Seiobo There Below does not use expected grammar. Those look like sentences, but they are not. Those blocks of texts look like paragraphs but, with a few exceptions, they are not. Yes, there is every indication that this book is organized in chapters, but I do not believe those are chapters. We have to borrow from other modes of expression to describe the grammar of Seiobo. It could be organized into stanzas and lines. Or perhaps lines, scenes, and acts. Those are better, but still not quite accurate. Seiobo There Below is a symphony; it is written in instrument sections, movements, solos, fugues...and the impossibility of Seiobo is that it is designed to be experienced as you would listen to a symphony; hearing all of the different parts come together. Or maybe its a painting, with the “sentences,” “paragraphs,” and “chapters,” as canvas, color and brushstroke, and again, we are somehow supposed to “see” the totality even though we can only read it in its separate parts.

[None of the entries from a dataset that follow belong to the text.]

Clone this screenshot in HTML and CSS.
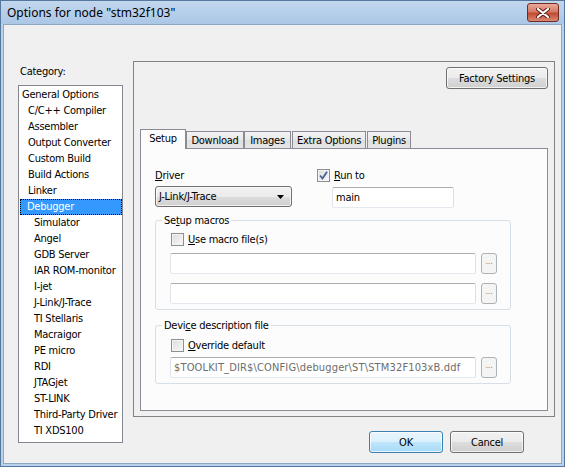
FILE: index.html
```html
<!DOCTYPE html>
<html><head>
<meta charset="utf-8">
<title>Options for node</title>
<link rel="stylesheet" href="styles.css">
</head>
<body>
	<div class="window">
		<div class="titlebar">
			<span class="title">Options for node "stm32f103"</span>
			<div class="close">
				<svg width="14" height="10" viewBox="0 0 14 10">
					<path d="M2 1 L12 9 M12 1 L2 9" stroke="#5a2018" stroke-width="4" stroke-linecap="round"/>
					<path d="M2 1 L12 9 M12 1 L2 9" stroke="#ffffff" stroke-width="2.2" stroke-linecap="round"/>
				</svg>
			</div>
		</div>

		<div class="client">
			<!-- category tree on the left -->
			<div class="category">
				<div class="category-label">Category:</div>
				<ul class="tree">
					<li class="lvl1">General Options</li>
					<li class="lvl2">C/C++ Compiler</li>
					<li class="lvl2">Assembler</li>
					<li class="lvl2">Output Converter</li>
					<li class="lvl2">Custom Build</li>
					<li class="lvl2">Build Actions</li>
					<li class="lvl2">Linker</li>
					<li class="lvl2 selected">Debugger</li>
					<li class="lvl3">Simulator</li>
					<li class="lvl3">Angel</li>
					<li class="lvl3">GDB Server</li>
					<li class="lvl3">IAR ROM-monitor</li>
					<li class="lvl3">I-jet</li>
					<li class="lvl3">J-Link/J-Trace</li>
					<li class="lvl3">TI Stellaris</li>
					<li class="lvl3">Macraigor</li>
					<li class="lvl3">PE micro</li>
					<li class="lvl3">RDI</li>
					<li class="lvl3">JTAGjet</li>
					<li class="lvl3">ST-LINK</li>
					<li class="lvl3">Third-Party Driver</li>
					<li class="lvl3">TI XDS100</li>
				</ul>
			</div>

			<div class="main">
				<div class="panel">
					<div class="panel-top">
						<div class="btn factory">Factory Settings</div>
					</div>

					<div class="tabs">
						<div class="tab active tab-setup">Setup</div>
						<div class="tab tab-download">Download</div>
						<div class="tab tab-images">Images</div>
						<div class="tab tab-extra">Extra Options</div>
						<div class="tab tab-plugins">Plugins</div>
					</div>

					<div class="tab-page">
						<div class="top-row">
							<div class="driver">
								<div class="field-label"><u>D</u>river</div>
								<div class="combo">
									<span>J-Link/J-Trace</span>
									<svg width="7" height="4" viewBox="0 0 7 4"><path d="M0 0 H7 L3.5 4 Z" fill="#000"/></svg>
								</div>
							</div>
							<div class="runto">
								<div class="check-row">
									<span class="checkbox checked">
										<svg width="9" height="9" viewBox="0 0 9 9"><path d="M1 4.5 L3.5 7.5 L8 0.8" fill="none" stroke="#4b5f96" stroke-width="1.8"/></svg>
									</span>
									<span><u>R</u>un to</span>
								</div>
								<div class="textbox runto-box">main</div>
							</div>
						</div>

						<fieldset class="group macros">
							<legend>Se<u>t</u>up macros</legend>
							<div class="check-row">
								<span class="checkbox"></span>
								<span><u>U</u>se macro file(s)</span>
							</div>
							<div class="file-row first">
								<div class="textbox path"></div>
								<div class="browse">...</div>
							</div>
							<div class="file-row second">
								<div class="textbox path"></div>
								<div class="browse">...</div>
							</div>
						</fieldset>

						<fieldset class="group device">
							<legend>Devi<u>c</u>e description file</legend>
							<div class="check-row">
								<span class="checkbox"></span>
								<span><u>O</u>verride default</span>
							</div>
							<div class="file-row">
								<div class="textbox path disabled">$TOOLKIT_DIR$\CONFIG\debugger\ST\STM32F103xB.ddf</div>
								<div class="browse">...</div>
							</div>
						</fieldset>
					</div>
				</div>

				<div class="footer">
					<div class="btn ok">OK</div>
					<div class="btn">Cancel</div>
				</div>
			</div>
		</div>
	</div>
</body></html>
```

FILE: styles.css
```css
 body{
	margin: 0;
	font-family: "DejaVu Sans Condensed", "Liberation Sans", sans-serif;
	font-size: 11px;
	letter-spacing: -0.25px;
	color: #000;
 }

 u{
	text-decoration-thickness: 1px;
	text-underline-offset: 1px;
 }

 /* window frame */
 .window{
	width: 565px;
	height: 467px;
	box-sizing: border-box;
	border: 1px solid #56789f;
	background: #b9d1ea;
	display: flex;
	flex-direction: column;
 }

 .titlebar{
	height: 23px;
	flex: none;
	display: flex;
	align-items: center;
	justify-content: space-between;
	padding: 0 5px 0 6px;
	background: linear-gradient(#c2d7ee, #abc7e6);
 }

 .title{
	font-family: "Noto Sans", "Liberation Sans", sans-serif;
	font-size: 12px;
	letter-spacing: 0;
 }

 .close{
	width: 30px;
	height: 17px;
	border: 1px solid #6e2c22;
	border-radius: 3px;
	display: flex;
	align-items: center;
	justify-content: center;
	background: linear-gradient(#e9a999, #d47a66 45%, #c24a31 55%, #d98a74);
 }

 .client{
	flex: 1;
	margin: 0 2px 2px;
	border: 1px solid #8ea7c2;
	background: #f0f0f0;
	display: flex;
	padding-top: 36px;
 }

 /* category tree */
 .category{
	width: 105px;
	margin-left: 14px;
	display: flex;
	flex-direction: column;
 }

 .category-label{
	margin: 4px 0 0 2px;
	line-height: 13px;
 }

 .tree{
	list-style: none;
	margin: 7px 0 0;
	padding: 1px 0 0;
	height: 358px;
	box-sizing: border-box;
	border: 1px solid #828790;
	background: #fff;
 }

 .tree li{
	height: 16px;
	line-height: 16px;
	white-space: nowrap;
 }

 .lvl1{ padding-left: 3px; }
 .lvl2{ padding-left: 9px; }
 .lvl3{ padding-left: 15px; }

 .tree .selected{
	margin-left: 1px;
	padding-left: 7px;
	background: #3399ff;
	color: #fff;
	outline: 1px dotted #000;
	outline-offset: -1px;
 }

 /* right hand side */
 .main{
	margin-left: 10px;
	width: 422px;
	display: flex;
	flex-direction: column;
 }

 .panel{
	border: 1px solid #838383;
	padding: 5px 6px 5px;
	display: flex;
	flex-direction: column;
 }

 .panel-top{
	display: flex;
	justify-content: flex-end;
 }

 .btn{
	height: 22px;
	box-sizing: border-box;
	border: 1px solid #707070;
	border-radius: 3px;
	display: flex;
	align-items: center;
	justify-content: center;
	background: linear-gradient(#f2f2f2, #ebebeb 50%, #dddddd 51%, #cfcfcf);
	box-shadow: inset 0 0 0 1px rgba(255,255,255,0.7);
 }

 .factory{
	width: 102px;
 }

 /* tabs */
 .tabs{
	display: flex;
	align-items: flex-end;
	height: 20px;
	margin-top: 40px;
 }

 .tab{
	height: 17px;
	box-sizing: border-box;
	margin: 0 0 1px 0;
	border: 1px solid #898c95;
	border-bottom: none;
	display: flex;
	align-items: center;
	justify-content: center;
	background: linear-gradient(#f3f3f3, #e8e8e8 50%, #dedede 51%, #e6e6e6);
 }

 .tab.active{
	position: relative;
	z-index: 1;
	height: 20px;
	margin-bottom: 0;
	padding-bottom: 2px;
	background: #fcfcfc;
 }

 .tab-setup{ width: 46px; }
 .tab-download{ width: 58px; }
 .tab-images{ width: 47px; margin-right: 1px; }
 .tab-extra{ width: 74px; margin-right: 1px; }
 .tab-plugins{ width: 44px; }

 .tab-page{
	margin-top: -1px;
	height: 263px;
	box-sizing: border-box;
	border: 1px solid #898c95;
	background: #fcfcfc;
	padding: 20px 0 0 14px;
 }

 .top-row{
	display: flex;
 }

 .field-label{
	line-height: 13px;
	margin-bottom: 4px;
 }

 .combo{
	width: 137px;
	height: 21px;
	box-sizing: border-box;
	border: 1px solid #707070;
	border-radius: 3px;
	padding: 0 7px 0 3px;
	display: flex;
	align-items: center;
	justify-content: space-between;
	background: linear-gradient(#f2f2f2, #ebebeb 50%, #dddddd 51%, #cfcfcf);
	box-shadow: inset 0 0 0 1px rgba(255,255,255,0.7);
 }

 .runto{
	margin-left: 25px;
 }

 .check-row{
	display: flex;
	align-items: center;
	gap: 4px;
	height: 13px;
 }

 .checkbox{
	width: 13px;
	height: 13px;
	box-sizing: border-box;
	border: 1px solid #8e8f8f;
	background: linear-gradient(135deg, #dcdcdc, #f8f8f8);
	box-shadow: inset 0 0 0 1px #f4f4f4;
	display: flex;
	align-items: center;
	justify-content: center;
 }

 .textbox{
	height: 21px;
	box-sizing: border-box;
	border: 1px solid #abadb3;
	border-color: #abadb3 #dbdfe6 #e3e9ef #e2e3ea;
	border-radius: 2px;
	background: #fff;
	padding: 0 3px;
	display: flex;
	align-items: center;
	white-space: nowrap;
 }

 .runto-box{
	width: 122px;
	margin: 5px 0 0 15px;
 }

 /* group boxes */
 .group{
	width: 356px;
	box-sizing: border-box;
	margin: 6px 0 0;
	padding: 6px 0 5px 14px;
	border: 1px solid #d5dfe5;
	border-radius: 3px;
 }

 .group legend{
	margin-left: -8px;
	padding: 0 2px;
	line-height: 13px;
 }

 .group .check-row{
	margin-left: 1px;
 }

 .group.device{
	margin-top: 9px;
	padding-top: 7px;
 }

 .file-row{
	display: flex;
	gap: 5px;
	margin-top: 7px;
 }

 .file-row.second{
	margin-top: 9px;
 }

 .device .file-row{
	margin-top: 5px;
 }

 .path{
	width: 306px;
 }

 .path.disabled{
	color: #6d6d6d;
	letter-spacing: 0.15px;
	overflow: hidden;
 }

 .browse{
	width: 16px;
	height: 21px;
	box-sizing: border-box;
	border: 1px solid #adb2b5;
	border-radius: 3px;
	background: #f4f4f4;
	color: #838383;
	font-size: 9px;
	line-height: 14px;
	text-align: center;
 }

 /* dialog buttons */
 .footer{
	display: flex;
	justify-content: flex-end;
	gap: 7px;
	margin-top: 14px;
	padding-right: 31px;
 }

 .footer .btn{
	width: 74px;
 }

 .footer .ok{
	border-color: #3c7fb1;
	background: linear-gradient(#eaf6fd, #d9f0fc 50%, #bee6fd 51%, #a7d9f5);
 }
```
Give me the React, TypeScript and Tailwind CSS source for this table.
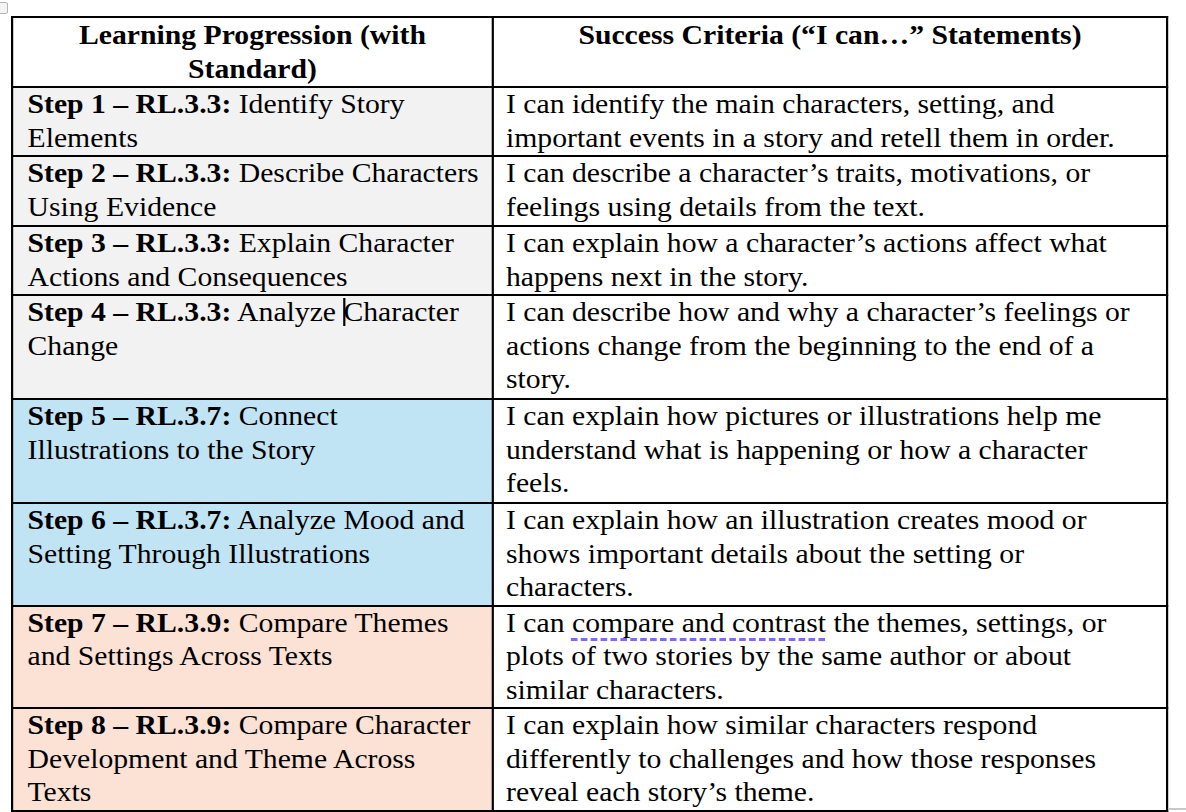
import React from 'react';

type Row = {
  step: string;
  code: string;
  title: React.ReactNode;
  criteria: React.ReactNode;
  bg: string;
  h: string;
};

const rows: Row[] = [
  {
    step: 'Step 1',
    code: 'RL.3.3:',
    title: 'Identify Story Elements',
    criteria: 'I can identify the main characters, setting, and important events in a story and retell them in order.',
    bg: 'bg-[#f2f2f2]',
    h: 'h-[69px]',
  },
  {
    step: 'Step 2',
    code: 'RL.3.3:',
    title: 'Describe Characters Using Evidence',
    criteria: 'I can describe a character’s traits, motivations, or feelings using details from the text.',
    bg: 'bg-[#f2f2f2]',
    h: 'h-[70px]',
  },
  {
    step: 'Step 3',
    code: 'RL.3.3:',
    title: 'Explain Character Actions and Consequences',
    criteria: 'I can explain how a character’s actions affect what happens next in the story.',
    bg: 'bg-[#f2f2f2]',
    h: 'h-[69px]',
  },
  {
    step: 'Step 4',
    code: 'RL.3.3:',
    title: (
      <>
        Analyze <span className="inline-block w-[2px] h-[28px] bg-black align-[-5px] -mr-[2px]" />Character Change
      </>
    ),
    criteria: 'I can describe how and why a character’s feelings or actions change from the beginning to the end of a story.',
    bg: 'bg-[#f2f2f2]',
    h: 'h-[104px]',
  },
  {
    step: 'Step 5',
    code: 'RL.3.7:',
    title: 'Connect Illustrations to the Story',
    criteria: 'I can explain how pictures or illustrations help me understand what is happening or how a character feels.',
    bg: 'bg-[#c1e4f5]',
    h: 'h-[104px]',
  },
  {
    step: 'Step 6',
    code: 'RL.3.7:',
    title: 'Analyze Mood and Setting Through Illustrations',
    criteria: 'I can explain how an illustration creates mood or shows important details about the setting or characters.',
    bg: 'bg-[#c1e4f5]',
    h: 'h-[102px]',
  },
  {
    step: 'Step 7',
    code: 'RL.3.9:',
    title: 'Compare Themes and Settings Across Texts',
    criteria: (
      <>
        I can{' '}
        <span className="underline decoration-dashed decoration-[#7b6cf2] decoration-[3px] underline-offset-[6px]">
          compare and contrast
        </span>{' '}
        the themes, settings, or plots of two stories by the same author or about similar characters.
      </>
    ),
    bg: 'bg-[#fbe2d5]',
    h: 'h-[100px]',
  },
  {
    step: 'Step 8',
    code: 'RL.3.9:',
    title: 'Compare Character Development and Theme Across Texts',
    criteria: 'I can explain how similar characters respond differently to challenges and how those responses reveal each story’s theme.',
    bg: 'bg-[#fbe2d5]',
    h: 'h-[102px]',
  },
];

export default function App() {
  return (
    <div
      className="relative w-[1186px] h-[812px] overflow-hidden bg-white pt-[16px] pl-[11px] text-black text-[27px] leading-[33.5px]"
      style={{ fontFamily: '"Liberation Serif", "Times New Roman", serif' }}
    >
      {/* table move handle */}
      <div className="absolute left-[-3px] top-[2px] w-[11px] h-[12px] border border-[#b5b5b5] bg-[#f4f4f4] rounded-[2px]" />

      {/* the screenshot is stretched sideways, so the table is widened to match */}
      <div className="w-[1050px] origin-top-left scale-x-[1.1]">
        <table className="table-fixed border-collapse border-2 border-black w-[1050px]">
          <colgroup>
            <col className="w-[437px]" />
            <col className="w-[613px]" />
          </colgroup>
          <thead>
            <tr className="h-[70px]">
              <th className="border-2 border-black align-top font-bold text-center px-[12px] pt-[1px]">
                Learning Progression (with Standard)
              </th>
              <th className="border-2 border-black align-top font-bold text-center px-[12px] pt-[1px]">
                Success Criteria (“I can…” Statements)
              </th>
            </tr>
          </thead>
          <tbody>
            {rows.map((r) => (
              <tr key={r.step} className={r.h}>
                <td className={`border-2 border-black align-top pl-[13px] pr-[8px] p-0 ${r.bg}`}>
                  <b>
                    {r.step} – {r.code}
                  </b>{' '}
                  {r.title}
                </td>
                <td className="border-2 border-black align-top pl-[11px] pr-[10px]">{r.criteria}</td>
              </tr>
            ))}
          </tbody>
        </table>
      </div>

      <div className="absolute left-[1168px] top-[808px] w-[18px] h-[2px] bg-[#c8c8c8]" />
    </div>
  );
}
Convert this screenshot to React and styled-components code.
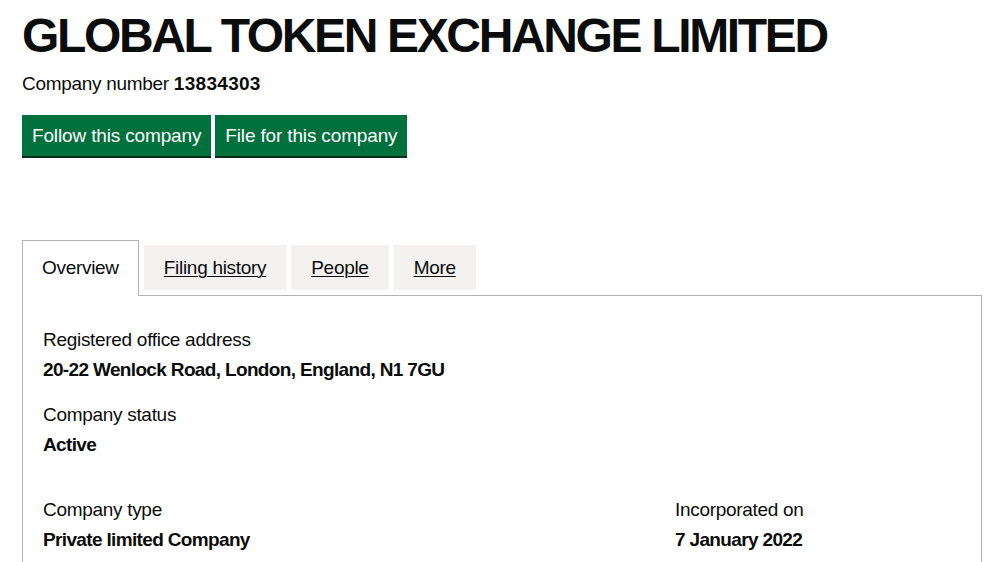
import styled, { createGlobalStyle } from "styled-components";

const GlobalStyle = createGlobalStyle`
  html, body {
    margin: 0;
    padding: 0;
    background: #ffffff;
  }
  body {
    font-family: "Liberation Sans", Arial, sans-serif;
    color: #0b0c0c;
    letter-spacing: -0.3px;
    -webkit-font-smoothing: antialiased;
  }
`;

const Page = styled.main`
  max-width: 960px;
  margin: 0 auto;
  padding-top: 11px;
`;

const Heading = styled.h1`
  margin: 0;
  font-size: 48px;
  line-height: 50px;
  font-weight: 700;
  letter-spacing: -2.35px;
`;

const Lead = styled.p`
  margin: 10px 0 19px;
  font-size: 19px;
  line-height: 25px;

  strong {
    font-weight: 700;
    letter-spacing: 0.3px;
  }
`;

const ButtonRow = styled.div`
  display: flex;
  gap: 4px;
  margin-bottom: 84px;
`;

const Button = styled.a`
  display: inline-block;
  padding: 9px 10px 9px;
  background: #00703c;
  color: #ffffff;
  font-size: 19px;
  line-height: 23px;
  letter-spacing: -0.15px;
  text-decoration: none;
  box-shadow: 0 2px 0 #002d18;
  cursor: pointer;
`;

const TabList = styled.ul`
  display: flex;
  align-items: flex-start;
  list-style: none;
  margin: 0;
  padding: 0;
`;

const Tab = styled.li`
  margin: ${(p) => (p.$selected ? "0 5px -1px 0" : "5px 5px 0 0")};
  padding: ${(p) => (p.$selected ? "14px 19px 16px" : "10px 20px")};
  background: ${(p) => (p.$selected ? "#ffffff" : "#f3f2f1")};
  border: ${(p) => (p.$selected ? "1px solid #b1b4b6" : "0")};
  border-bottom: 0;
  position: relative;
  font-size: 19px;
  line-height: 25px;

  a {
    color: #0b0c0c;
    text-decoration: ${(p) => (p.$selected ? "none" : "underline")};
    text-underline-offset: 2px;
    text-decoration-thickness: 1px;
  }
`;

const Panel = styled.section`
  border: 1px solid #b1b4b6;
  padding: 31px 20px 20px;
`;

const Row = styled.div`
  display: flex;
  margin: 0 -15px;
`;

const Column = styled.div`
  box-sizing: border-box;
  width: ${(p) => p.$width};
  padding: 0 15px;
`;

const Field = styled.dl`
  margin: 0 0 ${(p) => p.$gap || "20px"};
`;

const Label = styled.dt`
  font-size: 19px;
  line-height: 25px;
  margin-bottom: 5px;
`;

const Value = styled.dd`
  margin: 0;
  font-size: 19px;
  line-height: 25px;
  font-weight: 700;
  letter-spacing: -0.65px;
`;

const tabs = [
  { name: "Overview", selected: true },
  { name: "Filing history" },
  { name: "People" },
  { name: "More" },
];

export default function App() {
  return (
    <>
      <GlobalStyle />
      <Page>
        <Heading>GLOBAL TOKEN EXCHANGE LIMITED</Heading>
        <Lead>
          Company number <strong>13834303</strong>
        </Lead>
        <ButtonRow>
          <Button>Follow this company</Button>
          <Button>File for this company</Button>
        </ButtonRow>

        <TabList>
          {tabs.map((t) => (
            <Tab key={t.name} $selected={t.selected}>
              <a>{t.name}</a>
            </Tab>
          ))}
        </TabList>
        <Panel>
          <Field>
            <Label>Registered office address</Label>
            <Value>20-22 Wenlock Road, London, England, N1 7GU</Value>
          </Field>
          <Field $gap="40px">
            <Label>Company status</Label>
            <Value>Active</Value>
          </Field>
          <Row>
            <Column $width="66.666%">
              <Field>
                <Label>Company type</Label>
                <Value>Private limited Company</Value>
              </Field>
            </Column>
            <Column $width="33.333%">
              <Field>
                <Label>Incorporated on</Label>
                <Value>7 January 2022</Value>
              </Field>
            </Column>
          </Row>
        </Panel>
      </Page>
    </>
  );
}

Seibo There Below opens with an image of a Kamo-hunter, a crane or heron like bird standing in the river, and the entire opening chapter, entitled “The Kamo-hunter,” is just that bird standing in that river while time exists within and around it. I believe this passage acts like the first 70 or so pages in In Search of Lost Time, setting up all of the ideas and themes of the symphony, both in its content (fair warning, there is a lot of nothing happening) and in its style. You'll know pretty quickly whether Seiobo is a book for you. For me I was enraptured immediately by the prose; “Everything around it moves, as if just this one time and one time only, as if the message of Heraclitus has arrived here though some deep current, from the distance of an entire universe, in spite of all the senseless obstacles, because the water moves, it flows, it arrives, and cascades;...” The rhythm. The precision. The obsessive doubling and tripling and quadrupling back over scenes and images to put every detail in its perfect place; or at least, put details in places where they draw the eye of the reader so as to create an opportunity for mystery; an Acropolis whose hill you can climb but whose place you can never reach and then you get hit by a car.
The obsessiveness of Laszlo's prose naturally finds itself drawn to express obsessive actions, which, also pretty naturally, sets much of the action in Japan where precision is an end in itself. We see the restoration of a sacred Buddha statue, the carving of a Noh mask (I highly recommend Kissing the Mask by William Vollman, a critical study on Noh theater and femininity which could almost be read as a companion piece to Seiobo), and the cyclical rebuilding of a Shinto shrine and the ritual of cutting down the trees used to build it. But we also see the preparation of a panel for an altar in Renaissance Europe (which is insane), the construction of a Renaissance dowry box, and the copying of a legendary Andrei Rublev icon, all with such an intensity of precision that you are left feeling as though you have learned everything you could ever learn about the topic, while understanding nothing about it. (Oh, and a homeless guy buys a sharp knife in Barcelona, because reasons.)
This tension between knowledge and understanding, between erudition and meaning, between precision and communication reinforces the tension between the temporal experience of physically reading the book and unified experience it strives for. The movement about rebuilding the shrine climaxes when a native of Kyoto who had been acting as a guide for a Western journalist friend, hikes the friend to the top of a small mountain with a panoramic view of Kyoto at night. The Western journalist concludes the exact opposite of what his Japanese guide intended. Another way to describe Seiobo There Below is a symphony in words in opposition to the opposition to that moment of opposition. (Yeah, I'm going to go with that.) Or perhaps it just is and is about the impossibility of perfection. Or something else perfectly unified and perfectly divided.
Like Everything Matters! which is one of the most sincerely optimistic books I've ever read that also happens to be about the apocalypse, Seiobo There Below is one of the most sincerely cynical books I've ever read that also happens to be about beauty. It is a beautifully written obsession with beauty that finds at the end of its obsession...something that is not beauty. An empty box. The mask for a monster. A painting never completed. A very sharp knife purchased by a man who cannot afford it. The one time you don't look both ways before crossing the street. The relentless hollowness of ever lasting life. A long-legged raptor in a river.
Seiobo There Below is one of those absolutely brilliant, absolutely beautiful, absolutely stunning books, I have a difficult time recommending at the bookstore. For reasons I can totally understand, a lot of people simply will not or don't want to deal with sentences this long or feel they require an actual story arc to get into a book, or have a details limit after which something better fucking happen or they are totally tapping out. It's not a book you can put in a stranger's hands. But it is a beautiful book. And, in some ways, it is the most thorough and most direct study of beauty I've ever read. And if you have wondered about the process and statement of beauty, Seiobo There Below is a hill you should climb whether the “Acropolis” on top is the “Acropolis” in your mind or not.